Unloved and Forgotten

There is little sadder to the eye of the mariner than an unloved ship, rusting and rotting away. 

When I photographed “Loa” in the Panama Canal in 1976 she was approaching her twentieth year, but she still looked as if her crew were taking good care of her. 

Built in 1957 by Eriksbergs Mekaniska Verksted in Gothenburg, she was originally delivered as “Folga” to J. Ludwig Mowinckles of Bergen.

Her dimensions were 145m long x 18.92m wide x 11.36m draft. She was powered by a 5-cylinder B&W diesel of 6,250 SHP and achieved 15 knots.

Mowinckles was, and still is, a family-owned shipping business founded in 1898. They must have taken pride in their new ship. She was photographed in Adelaide in 1968 by Chris Finney. There are the inevitable rust streaks from the hawsepipe and scuppers, but she still looks a smart, well-maintained ship.

Two years later, in 1970 she was purchased by Compañía Sudamericana de Vapores. CSAV is the largest and one of the oldest shipping companies in Latin America. Founded in Chile in 1872, CSAV is headquartered in Valparaiso. In 2014 it merged its container shipping business with Hapag Lloyd, but still operates reefer, dry and liquid bulk services.

Renamed “Loa”, the ship still looked smart and well maintained as she exited the Panama Canal on the Pacific side, in 1976.

Thereafter the story turns murky.

In 1977 she was sold to Carnation Shipping Co. in Cyprus (renamed “Pola Nina”) and a year later to Landsdowne Shipping in Greece. Here she is in 1978, renamed “Saini”, photographed in Avonmouth by Chris Howell.

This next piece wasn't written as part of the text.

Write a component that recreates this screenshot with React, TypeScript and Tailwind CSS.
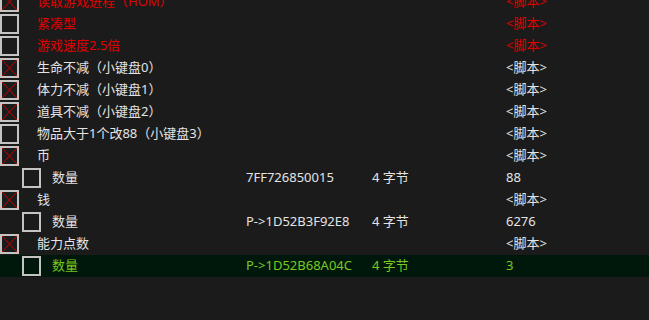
import React from 'react';

interface Entry {
  desc: string;
  checked?: boolean;
  child?: boolean;
  red?: boolean;
  selected?: boolean;
  address?: string;
  type?: string;
  value: string;
}

const ENTRIES: Entry[] = [
  { desc: '读取游戏进程（HOM）', checked: true, red: true, value: '<脚本>' },
  { desc: '紧凑型', red: true, value: '<脚本>' },
  { desc: '游戏速度2.5倍', red: true, value: '<脚本>' },
  { desc: '生命不减（小键盘0）', checked: true, value: '<脚本>' },
  { desc: '体力不减（小键盘1）', checked: true, value: '<脚本>' },
  { desc: '道具不减（小键盘2）', checked: true, value: '<脚本>' },
  { desc: '物品大于1个改88（小键盘3）', value: '<脚本>' },
  { desc: '币', checked: true, value: '<脚本>' },
  { desc: '数量', child: true, address: '7FF726850015', type: '4 字节', value: '88' },
  { desc: '钱', checked: true, value: '<脚本>' },
  { desc: '数量', child: true, address: 'P->1D52B3F92E8', type: '4 字节', value: '6276' },
  { desc: '能力点数', checked: true, value: '<脚本>' },
  { desc: '数量', child: true, selected: true, address: 'P->1D52B68A04C', type: '4 字节', value: '3' },
];

const CheckBox: React.FC<{ checked?: boolean }> = ({ checked }) => (
  <div className="relative w-[19px] h-[20px] border-2 border-[#c4c4c4] shrink-0">
    {checked && (
      <svg className="absolute inset-0" width="15" height="16" viewBox="0 0 15 16">
        <line x1="0" y1="0" x2="15" y2="16" stroke="#cc0000" strokeWidth="1" />
        <line x1="15" y1="0" x2="0" y2="16" stroke="#cc0000" strokeWidth="1" />
      </svg>
    )}
  </div>
);

const Row: React.FC<{ entry: Entry }> = ({ entry }) => {
  const color = entry.selected ? 'text-[#78c81e]' : entry.red ? 'text-[#e00000]' : 'text-[#e4e4e4]';
  return (
    <div className={`flex items-center h-[22px] ${entry.selected ? 'bg-[#00180c]' : ''} ${color}`}>
      <div className="w-[246px] flex items-center shrink-0">
        {entry.child ? (
          <>
            <div className="w-[22px] shrink-0" />
            <CheckBox checked={entry.checked} />
            <span className="ml-[11px] whitespace-nowrap -translate-y-px">{entry.desc}</span>
          </>
        ) : (
          <>
            <CheckBox checked={entry.checked} />
            <span className="ml-[18px] whitespace-nowrap -translate-y-px">{entry.desc}</span>
          </>
        )}
      </div>
      <div className="w-[126px] shrink-0 whitespace-nowrap -translate-y-px">{entry.address}</div>
      <div className="w-[134px] shrink-0 whitespace-nowrap -translate-y-px">{entry.type}</div>
      <div className="flex-1 whitespace-nowrap -translate-y-px">{entry.value}</div>
    </div>
  );
};

const App: React.FC = () => {
  return (
    <div
      className="w-[649px] h-[320px] overflow-hidden bg-[#1b1b1b] text-[13px] leading-none"
      style={{ fontFamily: '"Noto Sans", "Noto Sans CJK SC", sans-serif' }}
    >
      <div className="-mt-[9px]">
        {ENTRIES.map((e, i) => (
          <Row key={i} entry={e} />
        ))}
      </div>
    </div>
  );
};

export default App;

What a difference two years makes.

To be fair, it does look as if the new crew has made a start in repainting the hull from aft. Some of the areas around the bow look as if they have been red-leaded. But the draft marks are unreadable and there is no sign of the loadline. Below the topside (black) paint the boot topping and anti-fouling are badly worn and there are signs of weed and other growth around the waterline. The accommodation does not look too bad, but areas of the derrick booms are heavily rusted. It is very sad to see what was once such a smart ship, allowed to fall into such an unloved state.

I suspect things did not improve. Three years later the ship was again sold, this time to Meka Shipping in Panama. Her final incarnation as “Tara” – and I dread to think what she looked like by then – came to an end in December 1982. Suffering an engine breakdown, she as towed into Los Angeles. The cost of repairs probably exceeded her value and she was scrapped in January of the following year at Terminal Island.

Some say ships have souls and, judging by the endearing terms in which former shipmates speak of their favourite ships, that might have a grain of truth. Or is it just that they preserve remnants of the lives of all the men and women who worked to build and sail them. Nicholas Monserrat wrote about a ship that died of shame. “Tara”, ex “Folga”, went to her grave broken down, unwanted and unloved. Did she die of shame? Are there seamen somewhere, still haunted by her memory?